In November 2015, democratic elections were held and won by Aung San Suu Kyi. Anyone who had followed events in Myanmar, as myself, would have been excited about this. She is educated, articulate and was a hero, the great hope for a democratic and free future in Myanmar. Sadly, this has not been the case.
Aung San Suu Kyi’s government doesn’t seem to exert real control over the country’s security forces, since private militias are beholden to the junta that controlled Myanmar prior to the election. These militia members continue to commit war crimes and other serious violations of human rights around the country, particularly against minority groups such as the Rohingya. Since Myanmar’s military launched operations in Rakhine state (a region on the far west, bordering Bangladesh) last October, many sources have described witnessing slaughter of civilians, unexplained disappearances, and the systematic rape of women and girls, as well as entire villages being burned.
Aung San Suu Kyi, has ignored, if not been outright complicit in the atrocities against the Rohingya. It is widely felt that she wields no power over the military and is merely a figure-head who has managed to entice western powers.
The Rohingya are one of Myanmar’s many ethnic minorities and are Muslims. They are likely descendants of Arab traders and other groups who have been in the region for generations, probably since the 15th century. The roughly 1.1 million Rohingya Muslims living in the Burmese state of Rakhine have faced apartheid like conditions since 1942.

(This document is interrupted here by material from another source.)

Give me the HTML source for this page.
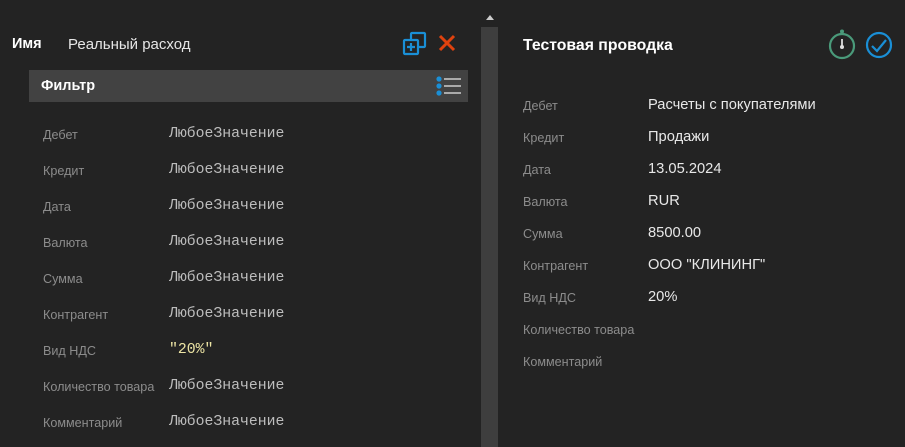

To be specific, they have been denied citizenship under The Burmese Nationality Law. Myanmar’s government sees them as illegal immigrants from Bangladesh and this is a common attitude among many Burmese. The Rohingya are deprived of the right to free movement and of higher education. They are not allowed to travel without official permission and were previously required to sign a commitment not to have more than two children. They are subjected to routine forced labour where typically a Rohingya man will have to give up one day a week to work on military or government projects and one night for sentry duty. Much of their arable land, has been confiscated by the military to give to Buddhist settlers from elsewhere in Myanmar
Rejected by the country they call home and unwanted by its neighbors, the Rohingya are impoverished, virtually stateless and have been fleeing Myanmar in droves for decades.
During the Second World War. Myanmar, (at the time called Burma), was under British colonial rule. The majority Buddhist population sided with the Japanese invaders, including Aung San Suu Kyi’s father, General Aung San. They wanted the British expelled and believed Japan would be victorious in the war. Conversely, the Rohingya minority stayed loyal to the British. After the war and the British victory, there was significant ill will towards the Rohingya.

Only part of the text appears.